Another automatic feature of Signal Spam is identifying messages that were from genuine e-marketers that are not spam and informing the user of the correct unsubscribe procedure. Since it’s expected that many users will signal messages that are from legitimate e-marketers, Signal Spam built a system that identifies these messages and replies automatically to the user.

Any French marketer can join Signal Spam and provide details of their newsletters and marketing mails to Signal Spam along with a message on how to unsubscribe from each of them. When Signal Spam identifies a message from one of these partners it replies to the user who sent in the message with the appropriate information to help them unsubscribe.

Management backend

Most of the Signal Spam website and software is invisible to the public and consists of an administration interface for the creation of reports, database searching and an interface to other parts of the French government (for example, the French Gendarmerie will have access when investigating cybercrimes).
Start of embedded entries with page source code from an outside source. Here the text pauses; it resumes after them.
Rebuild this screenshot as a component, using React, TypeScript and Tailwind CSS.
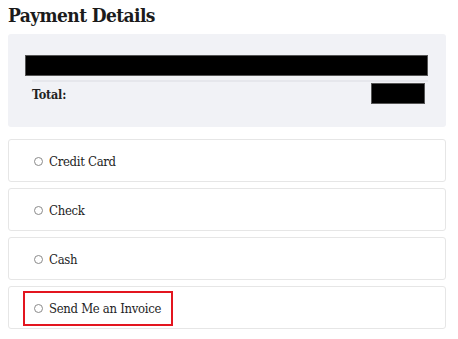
import React from 'react';

const options = ['Credit Card', 'Check', 'Cash', 'Send Me an Invoice'];

export default function App() {
  return (
    <div className="w-[458px] h-[339px] bg-white pl-2 pt-[2px] font-['DejaVu_Serif',serif] [font-stretch:semi-condensed] text-[#222]">
      <h2 className="text-[19px] font-bold leading-[26px] tracking-[-0.6px] text-[#1b1b1b]">Payment Details</h2>

      <div className="w-[438px]">
        {/* Summary box */}
        <div className="mt-[6px] h-[93px] rounded-[3px] bg-[#f1f2f6] pl-[17px] pr-[18px] pt-[21px]">
          <div className="h-[21px] bg-black border border-[#555]" />
          <div className="ml-[7px] border-t-2 border-[#e6e7ec] mt-[4px] flex items-start justify-between pr-[3px]">
            <span className="mt-[4px] text-[12.5px] font-bold leading-[18px] tracking-[-0.2px]">Total:</span>
            <div className="mt-px h-[21px] w-[54px] bg-black border border-[#555]" />
          </div>
        </div>

        {/* Payment options */}
        <div className="mt-[12px] flex flex-col gap-[6px]">
          {options.map((label, i) => {
            const last = i === options.length - 1;
            return (
              <div
                key={label}
                className="h-[43px] rounded-[3px] border border-[#e6e6e6] bg-white flex items-center pl-[14px] pt-[2px]"
              >
                <div
                  className={
                    last
                      ? 'flex items-center h-[35px] border-2 border-[#e3151f] pl-[9px] pr-[10px]'
                      : 'flex items-center pl-[11px]'
                  }
                >
                  <span className="w-[9px] h-[9px] rounded-full border border-[#8a8a8a] mr-[6px] shrink-0" />
                  <span className="whitespace-nowrap text-[13px] leading-[18px] tracking-[-0.3px] text-[#1e1e1e]">{label}</span>
                </div>
              </div>
            );
          })}
        </div>
      </div>
    </div>
  );
}
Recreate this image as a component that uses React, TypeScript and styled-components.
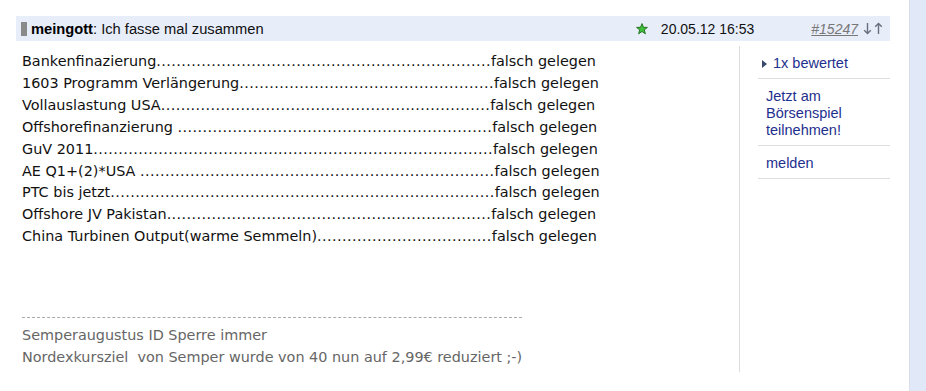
import React from "react";
import styled, { createGlobalStyle } from "styled-components";

const GlobalStyle = createGlobalStyle`
    html, body {
        margin: 0;
        padding: 0;
        background: #fff;
    }
`;

const ARIAL = `"Liberation Sans", Arial, sans-serif`;
const VERDANA = `"DejaVu Sans", Verdana, sans-serif`;

const Page = styled.div`
    display: grid;
    grid-template-columns: 1fr 17px;
    height: 100vh;
    min-height: 391px;
`;

const Main = styled.div`
    padding: 16px 0 0 16px;
`;

const Strip = styled.div`
    background: #e1e9f9;
    border-left: 1px solid #d9dfea;
`;

const Header = styled.div`
    display: flex;
    align-items: center;
    width: 874px;
    height: 25px;
    box-sizing: border-box;
    padding: 0 7px 0 5px;
    background: #e7edf9;
    font-family: ${ARIAL};
    font-size: 14.7px;
    color: #111;
`;

const Marker = styled.span`
    width: 6px;
    height: 14px;
    background: #8a8a8a;
    margin-right: 4px;
`;

const Author = styled.b`
    font-weight: bold;
    color: #000;
`;

const Title = styled.span`
    flex: 1;
`;

const DateText = styled.span`
    margin-left: 13px;
    font-size: 14px;
`;

const PostLink = styled.a`
    margin-left: 57px;
    color: #777;
    font-style: italic;
    font-size: 14px;
    text-decoration: underline;
`;

const Arrows = styled.span`
    display: flex;
    gap: 2px;
    margin-left: 5px;
`;

const Body = styled.div`
    display: flex;
    margin-top: 5px;
    width: 874px;
`;

const Content = styled.div`
    width: 717px;
    padding: 5px 0 4px 6px;
    border-right: 1px solid #dcdcdc;
    font-family: ${VERDANA};
    font-size: 14.4px;
    line-height: 21.9px;
    color: #111;
`;

const Line = styled.div`
    white-space: pre;
`;

const Leader = styled.span`
    letter-spacing: 0.42px;
`;

const Separator = styled.div`
    width: 500px;
    margin-top: 69px;
    border-top: 1px dashed #aaa;
    padding-top: 6px;
`;

const Signature = styled.div`
    color: #666;
    line-height: 22px;
    white-space: pre;
`;

const Sidebar = styled.div`
    margin-left: 18px;
    width: 132px;
    font-family: ${ARIAL};
    font-size: 14.5px;
    line-height: 17px;
    color: #1e2f8e;
`;

const SideItem = styled.div<{ $indent: number }>`
    display: flex;
    align-items: center;
    padding: 9px 0 6px ${({ $indent }) => $indent}px;
    border-bottom: 1px solid #dedede;
`;

const Arrow = styled.span`
    width: 0;
    height: 0;
    border-top: 4px solid transparent;
    border-bottom: 4px solid transparent;
    border-left: 5px solid #3a4a6a;
    margin-right: 6px;
`;

const rows: [string, number][] = [
    ["Bankenfinazierung", 67],
    ["1603 Programm Verlängerung", 51],
    ["Vollauslastung USA", 66],
    ["Offshorefinanzierung ", 63],
    ["GuV 2011", 80],
    ["AE Q1+(2)*USA ", 71],
    ["PTC bis jetzt", 77],
    ["Offshore JV Pakistan", 65],
    ["China Turbinen Output(warme Semmeln)", 35],
];

const Star = () => (
    <svg width="12" height="12" viewBox="0 0 12 12">
        <polygon
            points="6,0.6 7.5,4.3 11.4,4.4 8.3,6.9 9.4,10.8 6,8.5 2.6,10.8 3.7,6.9 0.6,4.4 4.5,4.3"
            fill="#3fbf3a"
            stroke="#1d6b1b"
            strokeWidth="0.9"
        />
    </svg>
);

const SortArrow = ({ up }: { up?: boolean }) => (
    <svg width="9" height="13" viewBox="0 0 9 13">
        <path
            d={up ? "M4.5 12V1.5M1.2 4.8L4.5 1.5L7.8 4.8" : "M4.5 1V11.5M1.2 8.2L4.5 11.5L7.8 8.2"}
            fill="none"
            stroke="#6a6f80"
            strokeWidth="1.4"
        />
    </svg>
);

const App = () => {
    return (
        <Page>
            <GlobalStyle />
            <Main>
                <Header>
                    <Marker />
                    <Title>
                        <Author>meingott</Author>: Ich fasse mal zusammen
                    </Title>
                    <Star />
                    <DateText>20.05.12 16:53</DateText>
                    <PostLink>#15247</PostLink>
                    <Arrows>
                        <SortArrow />
                        <SortArrow up />
                    </Arrows>
                </Header>
                <Body>
                    <Content>
                        {rows.map(([label, dots]) => (
                            <Line key={label}>
                                {label}
                                <Leader>{".".repeat(dots)}</Leader>
                                falsch gelegen
                            </Line>
                        ))}
                        <Separator />
                        <Signature>Semperaugustus ID Sperre immer</Signature>
                        <Signature>Nordexkursziel  von Semper wurde von 40 nun auf 2,99€ reduziert ;-)</Signature>
                    </Content>
                    <Sidebar>
                        <SideItem $indent={4}>
                            <Arrow />
                            1x bewertet
                        </SideItem>
                        <SideItem $indent={8}>
                            Jetzt am
                            <br />
                            Börsenspiel
                            <br />
                            teilnehmen!
                        </SideItem>
                        <SideItem $indent={8}>melden</SideItem>
                    </Sidebar>
                </Body>
            </Main>
            <Strip />
        </Page>
    );
};

export default App;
At the most basic level an individual message (known as a ‘signalement’) can be viewed. Figure 4 shows how a message appears in the interface once it has passed through automatic analysis. In addition to the fields shown in the image the full message can be viewed, as well as the extracted URLs and the message fingerprints.

Figure 4. A message analysed by Signal Spam.

Conclusion

It’s very early days for Signal Spam, but the system is up and running and getting a lot of publicity in France, and Signal Spam has indicated that it is interested in sharing the entire system with other countries so that they can set up their own spam databases.

But the success of the system in helping in France’s fight against spam remains to be seen.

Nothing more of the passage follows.